Tenemos, a veces, costumbres tan arraigadas y damos como
evidentes ciertas informaciones que ni siquiera nos las cuestionamos.
¿Por qué no van a ser las correctas si las tenemos, ya desde
pequeños, como soldadas a nosotros formando una segunda naturaleza?
Nos es tan evidente la existencia de Jesús y su doctrina que
no nos cuestionamos si no será un mito su vida como nada original sus
enseñanzas.
Ya se preocuparon algunos, interesados, en prohibirnos
ciertas lecturas y determinadas conductas, como pecaminosas para que no
levantaran en nosotros sospecha alguna de que todo había sido un mito, y no una
realidad.
Habría bastado, a veces, con acercarse a las biografías no
edulcoradas de los grandes genios y sintonizar con sus rebeldías a las
circunstancias en que se movían. Porque si algo no es un genio es ser
“conservador” e intentar mantener el traje inmaculado, sino que siempre lucha
por una nueva vestidura ante una circunstancia siempre cambiante.
Un genio siempre es un rompedor, superando su presente y con
la vista puesta en el futuro,
“Dicen los Evangelios que Jesús…” ¿pero es verdad que por el
mero hecho de que lo digan los evangelios, cuyos autores ni siquiera lo
conocieron, es verdad lo que dicen?
Es verdad que lo dicen, ¿pero es verdad lo que dicen? ¿O la
verdad es que casi nada de eso tuvo que ver con la realidad?
Estoy releyendo un libro titulado “El mito de Jesús”
Su autor, actualmente, es un ateo, hijo de judíos, y que
tuvo que aprender, como todo buen judío, ya desde su niñez, la Torah, el Talmud
y toda la cultura judía, y que afirma, taxativamente, que casi todo, (por no
decir “todo”) lo que los Evangelios ponen en boca de Jesús, como un mensaje
original, está tomado de las Escrituras Sagradas Judías, muy anteriores a los
Evangelios, escritos por cristianos judíos, entre 60 a 120 años posteriores a
la muerte de Jesús.
En otros lugares de mi blog he repetido, por activa, por
pasiva y por perifrástica (tanto activa como pasiva), que es una barbaridad
confundir y no distinguir entre “el Jesús histórico” y “el Jesús de la fe o
Cristo” (que muy poco tienen que ver), e igualmente entre “el Cristianismo” y
“la Iglesia” (que menos aún tienen que ver).

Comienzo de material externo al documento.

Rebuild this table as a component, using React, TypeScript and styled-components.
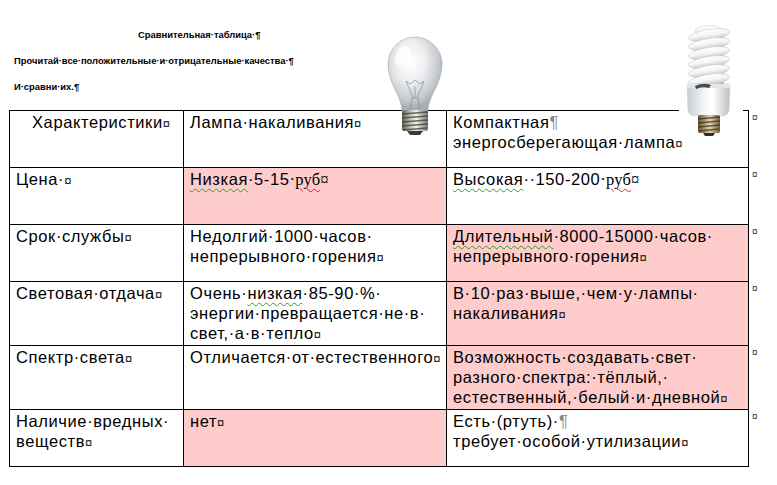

Una cosa es “la historia” (realidad) y otra muy distinta “la
fe” (creencia). Como una cosa es “la doctrina” y otra muy distinta “una
Jerarquía de poder” sumamente interesada en defender, hasta con la muerte de
quien lo pusiera en duda, lo negara o aceptara como verdadera o más verdadera
otra doctrina distinta, siempre creación humana y nada de divina.
Pablo o Saulo de Tarso (ciudad hoy en Turquía), nacido entre
los años 6 al 10 del siglo I, era un judío griego, que tenía la ciudadanía
romana y que era el esbirro de un rabino judío, de nombre Gamaliel, y era el
encargado de perseguir a una secta, la cristiana.
Esta secta (los cristianos) representaba un peligro real
para la posterior sublevación contra Roma que estaba gestándose, desde siempre,
en la mentalidad judía.
Y aunque se afirma que era perseguida por no cumplir la ley
y despreciar las Escrituras, la verdad debió ser su confesada oposición a la
violencia y su disposición a perdonar a quienes los ofendían.
Sabemos, por Historia (y esto no es creencia) que esa
rebelión contra Roma estalló el año 64 y acabó con la toma de Jerusalén por el
Emperador Tito en el año 70, dejándola, literalmente, reducida a escombros y
saqueando y destruyendo el Templo.
Pero la versión edulcorada por el Cristianismo posterior es
que Pablo se cayó del caballo cuando volvía a Jerusalén, después de perseguir a
la secta cristiana, y tuvo una aparición divina, en medio de una gran luz, en
la que Jesús le dijo aquello de “Saulo, Saulo ¿por qué me persigues?”
Saulo quedó cegado y aturdido y cuando se recuperó estaba
sentado en el camino, junto a su caballo y bla, bla, bla,……
Este es el mito. La realidad debió ser otra.